Description of the task - Omit all images. Write out the rest of the material exactly.

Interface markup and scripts
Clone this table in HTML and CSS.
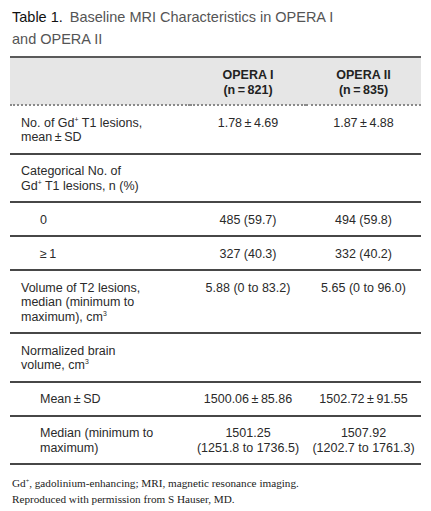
FILE: index.html
```html
<!DOCTYPE html>
<html lang="en">
<head>
<meta charset="utf-8">
<title>Table 1. Baseline MRI Characteristics in OPERA I and OPERA II</title>
<link rel="stylesheet" href="styles.css">
</head>
<body>
<div class="page">
  <h1 class="title"><span class="label">Table 1.</span><span class="t1">Baseline MRI Characteristics in OPERA I</span><br><span class="t2">and OPERA II</span></h1>
  <table class="data">
    <colgroup>
      <col class="c1"><col class="c2"><col class="c3">
    </colgroup>
    <thead>
      <tr>
        <th></th>
        <th>OPERA I<br>(n&#8201;=&#8201;821)</th>
        <th>OPERA II<br>(n&#8201;=&#8201;835)</th>
      </tr>
    </thead>
    <tbody>
      <tr>
        <td>No. of Gd<sup>+</sup> T1 lesions,<br>mean&#8201;±&#8201;SD</td>
        <td class="num">1.78&#8201;±&#8201;4.69</td>
        <td class="num">1.87&#8201;±&#8201;4.88</td>
      </tr>
      <tr>
        <td>Categorical No. of<br>Gd<sup>+</sup> T1 lesions, n (%)</td>
        <td class="num"></td>
        <td class="num"></td>
      </tr>
      <tr>
        <td class="sub">0</td>
        <td class="num">485 (59.7)</td>
        <td class="num">494 (59.8)</td>
      </tr>
      <tr>
        <td class="sub">≥&#8201;1</td>
        <td class="num">327 (40.3)</td>
        <td class="num">332 (40.2)</td>
      </tr>
      <tr>
        <td>Volume of T2 lesions,<br>median (minimum to<br>maximum), cm<sup>3</sup></td>
        <td class="num">5.88 (0 to 83.2)</td>
        <td class="num">5.65 (0 to 96.0)</td>
      </tr>
      <tr>
        <td>Normalized brain<br>volume, cm<sup>3</sup></td>
        <td class="num"></td>
        <td class="num"></td>
      </tr>
      <tr>
        <td class="sub">Mean&#8201;±&#8201;SD</td>
        <td class="num">1500.06&#8201;±&#8201;85.86</td>
        <td class="num">1502.72&#8201;±&#8201;91.55</td>
      </tr>
      <tr>
        <td class="sub">Median (minimum to<br>maximum)</td>
        <td class="num">1501.25<br>(1251.8 to 1736.5)</td>
        <td class="num">1507.92<br>(1202.7 to 1761.3)</td>
      </tr>
    </tbody>
  </table>
  <div class="notes">
    <p>Gd<sup>+</sup>, gadolinium-enhancing; MRI, magnetic resonance imaging.</p>
    <p>Reproduced with permission from S Hauser, MD.</p>
  </div>
</div>
</body>
</html>
```

FILE: styles.css
```css
html, body {
  margin: 0;
  padding: 0;
  background: #ffffff;
}

.page {
  padding: 6px 10px 0 10px;
  width: 411px;
  font-family: "Liberation Sans", Arial, sans-serif;
}

.title {
  margin: 0 0 6px 2px;
  font-size: 14.5px;
  line-height: 22px;
  font-weight: normal;
  color: #555555;
}

.title .label {
  color: #111111;
  margin-right: 7px;
}

.data {
  width: 411px;
  table-layout: fixed;
  border-collapse: collapse;
  font-size: 12.5px;
  line-height: 14.5px;
  color: #2a2a2a;
  border-top: 2px solid #5a5a5a;
}

.c1 { width: 180px; }
.c2 { width: 116px; }
.c3 { width: 115px; }

.data thead th {
  background: #e6e6e6;
  font-weight: bold;
  color: #222222;
  text-align: center;
  padding: 10px 0 7px 0;
  border-bottom: 2px dotted #8a8a8a;
}

.data tbody td {
  vertical-align: top;
  padding: 9.5px 0 8px 11px;
  border-bottom: 2px solid #474747;
}

.data tbody td.num {
  text-align: center;
  padding-left: 0;
}

.data tbody td.sub {
  padding-left: 30px;
}

sup {
  font-size: 0.55em;
  line-height: 0;
  vertical-align: 0.7em;
}

.notes {
  margin-top: 10px;
  margin-left: 2px;
  font-family: "Liberation Serif", "Times New Roman", serif;
  font-size: 11.2px;
  line-height: 16px;
  color: #222222;
}

.notes p {
  margin: 0;
}
```
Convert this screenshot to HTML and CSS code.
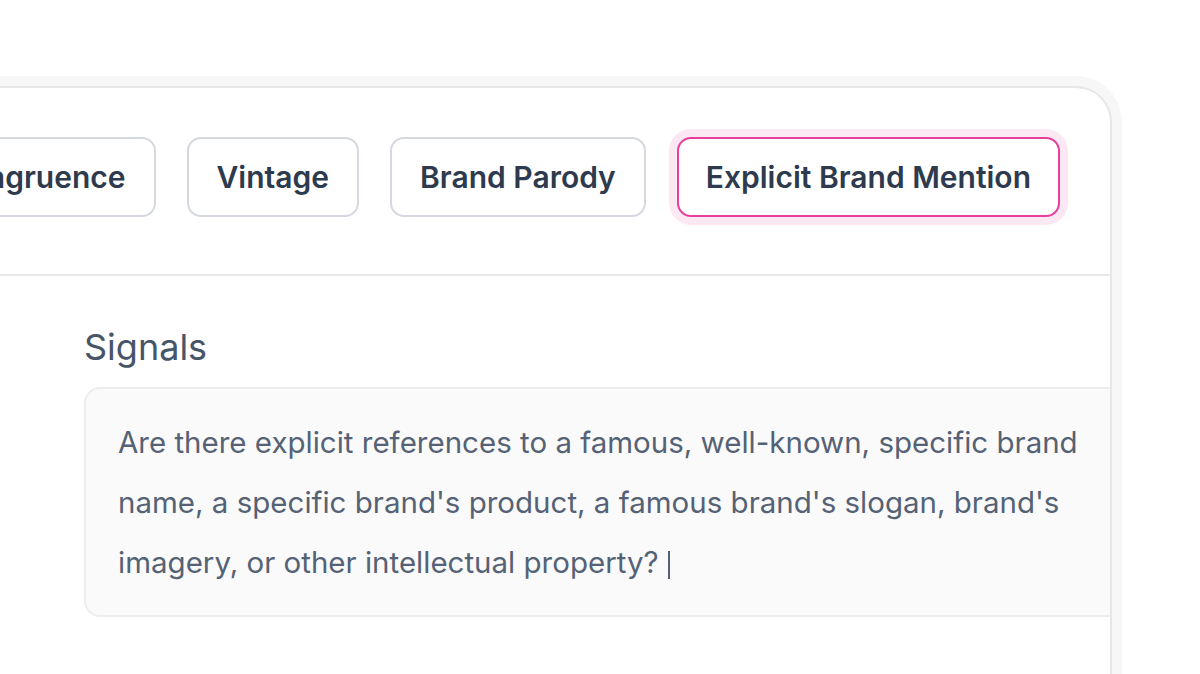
FILE: index.html
```html
<!DOCTYPE html>
<html lang="en">
  <head>
    <meta charset="UTF-8" />
    <meta name="viewport" content="width=device-width, initial-scale=1.0" />
    <title>Signals</title>
    <link rel="stylesheet" href="styles.css">
  </head>
  <body>
    <div class="stage">
      <div class="card">
        <div class="chip-row">
          <button class="chip">Incongruence</button>
          <button class="chip">Vintage</button>
          <button class="chip">Brand Parody</button>
          <button class="chip selected">Explicit Brand Mention</button>
        </div>

        <div class="signals">
          <label class="signals-label">Signals</label>
          <div class="signals-box">
            Are there explicit references to a famous, well-known, specific brand<br />
            name, a specific brand's product, a famous brand's slogan, brand's<br />
            imagery, or other intellectual property?<span class="caret"></span>
          </div>
        </div>
      </div>
    </div>
  </body>
</html>
```

FILE: styles.css
```css
body {
  margin: 0;
  padding: 0;
  font-family: Inter, "Noto Sans", sans-serif;
  background: #ffffff;
  overflow: hidden;
  height: 674px;
}

.stage {
  padding-top: 86px;
}

.card {
  margin-left: -40px;
  width: 1152px;
  height: 588px;
  box-sizing: border-box;
  background: #ffffff;
  border: 2px solid #e7e7ea;
  border-bottom: none;
  border-radius: 36px 36px 0 0;
  box-shadow: 0 0 0 10px #f7f7f8;
  overflow: hidden;
}

.chip-row {
  display: flex;
  justify-content: flex-end;
  gap: 31px;
  padding: 49px 50px 57px 0;
  border-bottom: 2px solid #e8e8eb;
  overflow: hidden;
}

.chip {
  flex-shrink: 0;
  height: 80px;
  padding: 0 28px;
  background: #ffffff;
  border: 2px solid #d5d9df;
  border-radius: 14px;
  font-family: Inter, "Noto Sans", sans-serif;
  font-size: 30px;
  font-weight: 600;
  color: #2e3a4d;
  cursor: pointer;
}

.chip.selected {
  padding: 0 27px;
  border-color: #e83e9c;
  box-shadow: 0 0 0 8px #fce8f3;
}

.signals {
  padding: 49px 0 0 122px;
}

.signals-label {
  display: block;
  font-size: 36px;
  line-height: 44px;
  color: #475569;
  margin-bottom: 18px;
}

.signals-box {
  width: 1100px;
  padding: 23px 32px 23px;
  background: #fafafa;
  border: 2px solid #ededee;
  border-radius: 16px;
  font-size: 29.5px;
  line-height: 60px;
  color: #556275;
  white-space: nowrap;
}

.caret {
  display: inline-block;
  width: 2px;
  height: 28px;
  margin-left: 9px;
  vertical-align: -6px;
  background: #556275;
}
```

Answer to this exercise -
Clone this table in HTML and CSS.
FILE: index.html
```html
<!DOCTYPE html>
<html lang="en">
<head>
<meta charset="utf-8">
<title>Table 1. Baseline MRI Characteristics in OPERA I and OPERA II</title>
<link rel="stylesheet" href="styles.css">
</head>
<body>
<div class="page">
  <h1 class="title"><span class="label">Table 1.</span><span class="t1">Baseline MRI Characteristics in OPERA I</span><br><span class="t2">and OPERA II</span></h1>
  <table class="data">
    <colgroup>
      <col class="c1"><col class="c2"><col class="c3">
    </colgroup>
    <thead>
      <tr>
        <th></th>
        <th>OPERA I<br>(n&#8201;=&#8201;821)</th>
        <th>OPERA II<br>(n&#8201;=&#8201;835)</th>
      </tr>
    </thead>
    <tbody>
      <tr>
        <td>No. of Gd<sup>+</sup> T1 lesions,<br>mean&#8201;±&#8201;SD</td>
        <td class="num">1.78&#8201;±&#8201;4.69</td>
        <td class="num">1.87&#8201;±&#8201;4.88</td>
      </tr>
      <tr>
        <td>Categorical No. of<br>Gd<sup>+</sup> T1 lesions, n (%)</td>
        <td class="num"></td>
        <td class="num"></td>
      </tr>
      <tr>
        <td class="sub">0</td>
        <td class="num">485 (59.7)</td>
        <td class="num">494 (59.8)</td>
      </tr>
      <tr>
        <td class="sub">≥&#8201;1</td>
        <td class="num">327 (40.3)</td>
        <td class="num">332 (40.2)</td>
      </tr>
      <tr>
        <td>Volume of T2 lesions,<br>median (minimum to<br>maximum), cm<sup>3</sup></td>
        <td class="num">5.88 (0 to 83.2)</td>
        <td class="num">5.65 (0 to 96.0)</td>
      </tr>
      <tr>
        <td>Normalized brain<br>volume, cm<sup>3</sup></td>
        <td class="num"></td>
        <td class="num"></td>
      </tr>
      <tr>
        <td class="sub">Mean&#8201;±&#8201;SD</td>
        <td class="num">1500.06&#8201;±&#8201;85.86</td>
        <td class="num">1502.72&#8201;±&#8201;91.55</td>
      </tr>
      <tr>
        <td class="sub">Median (minimum to<br>maximum)</td>
        <td class="num">1501.25<br>(1251.8 to 1736.5)</td>
        <td class="num">1507.92<br>(1202.7 to 1761.3)</td>
      </tr>
    </tbody>
  </table>
  <div class="notes">
    <p>Gd<sup>+</sup>, gadolinium-enhancing; MRI, magnetic resonance imaging.</p>
    <p>Reproduced with permission from S Hauser, MD.</p>
  </div>
</div>
</body>
</html>
```

FILE: styles.css
```css
html, body {
  margin: 0;
  padding: 0;
  background: #ffffff;
}

.page {
  padding: 6px 10px 0 10px;
  width: 411px;
  font-family: "Liberation Sans", Arial, sans-serif;
}

.title {
  margin: 0 0 6px 2px;
  font-size: 14.5px;
  line-height: 22px;
  font-weight: normal;
  color: #555555;
}

.title .label {
  color: #111111;
  margin-right: 7px;
}

.data {
  width: 411px;
  table-layout: fixed;
  border-collapse: collapse;
  font-size: 12.5px;
  line-height: 14.5px;
  color: #2a2a2a;
  border-top: 2px solid #5a5a5a;
}

.c1 { width: 180px; }
.c2 { width: 116px; }
.c3 { width: 115px; }

.data thead th {
  background: #e6e6e6;
  font-weight: bold;
  color: #222222;
  text-align: center;
  padding: 10px 0 7px 0;
  border-bottom: 2px dotted #8a8a8a;
}

.data tbody td {
  vertical-align: top;
  padding: 9.5px 0 8px 11px;
  border-bottom: 2px solid #474747;
}

.data tbody td.num {
  text-align: center;
  padding-left: 0;
}

.data tbody td.sub {
  padding-left: 30px;
}

sup {
  font-size: 0.55em;
  line-height: 0;
  vertical-align: 0.7em;
}

.notes {
  margin-top: 10px;
  margin-left: 2px;
  font-family: "Liberation Serif", "Times New Roman", serif;
  font-size: 11.2px;
  line-height: 16px;
  color: #222222;
}

.notes p {
  margin: 0;
}
```
Convert this screenshot to HTML and CSS code.
FILE: index.html
```html
<!DOCTYPE html>
<html lang="en">
  <head>
    <meta charset="UTF-8" />
    <meta name="viewport" content="width=device-width, initial-scale=1.0" />
    <title>Signals</title>
    <link rel="stylesheet" href="styles.css">
  </head>
  <body>
    <div class="stage">
      <div class="card">
        <div class="chip-row">
          <button class="chip">Incongruence</button>
          <button class="chip">Vintage</button>
          <button class="chip">Brand Parody</button>
          <button class="chip selected">Explicit Brand Mention</button>
        </div>

        <div class="signals">
          <label class="signals-label">Signals</label>
          <div class="signals-box">
            Are there explicit references to a famous, well-known, specific brand<br />
            name, a specific brand's product, a famous brand's slogan, brand's<br />
            imagery, or other intellectual property?<span class="caret"></span>
          </div>
        </div>
      </div>
    </div>
  </body>
</html>
```

FILE: styles.css
```css
body {
  margin: 0;
  padding: 0;
  font-family: Inter, "Noto Sans", sans-serif;
  background: #ffffff;
  overflow: hidden;
  height: 674px;
}

.stage {
  padding-top: 86px;
}

.card {
  margin-left: -40px;
  width: 1152px;
  height: 588px;
  box-sizing: border-box;
  background: #ffffff;
  border: 2px solid #e7e7ea;
  border-bottom: none;
  border-radius: 36px 36px 0 0;
  box-shadow: 0 0 0 10px #f7f7f8;
  overflow: hidden;
}

.chip-row {
  display: flex;
  justify-content: flex-end;
  gap: 31px;
  padding: 49px 50px 57px 0;
  border-bottom: 2px solid #e8e8eb;
  overflow: hidden;
}

.chip {
  flex-shrink: 0;
  height: 80px;
  padding: 0 28px;
  background: #ffffff;
  border: 2px solid #d5d9df;
  border-radius: 14px;
  font-family: Inter, "Noto Sans", sans-serif;
  font-size: 30px;
  font-weight: 600;
  color: #2e3a4d;
  cursor: pointer;
}

.chip.selected {
  padding: 0 27px;
  border-color: #e83e9c;
  box-shadow: 0 0 0 8px #fce8f3;
}

.signals {
  padding: 49px 0 0 122px;
}

.signals-label {
  display: block;
  font-size: 36px;
  line-height: 44px;
  color: #475569;
  margin-bottom: 18px;
}

.signals-box {
  width: 1100px;
  padding: 23px 32px 23px;
  background: #fafafa;
  border: 2px solid #ededee;
  border-radius: 16px;
  font-size: 29.5px;
  line-height: 60px;
  color: #556275;
  white-space: nowrap;
}

.caret {
  display: inline-block;
  width: 2px;
  height: 28px;
  margin-left: 9px;
  vertical-align: -6px;
  background: #556275;
}
```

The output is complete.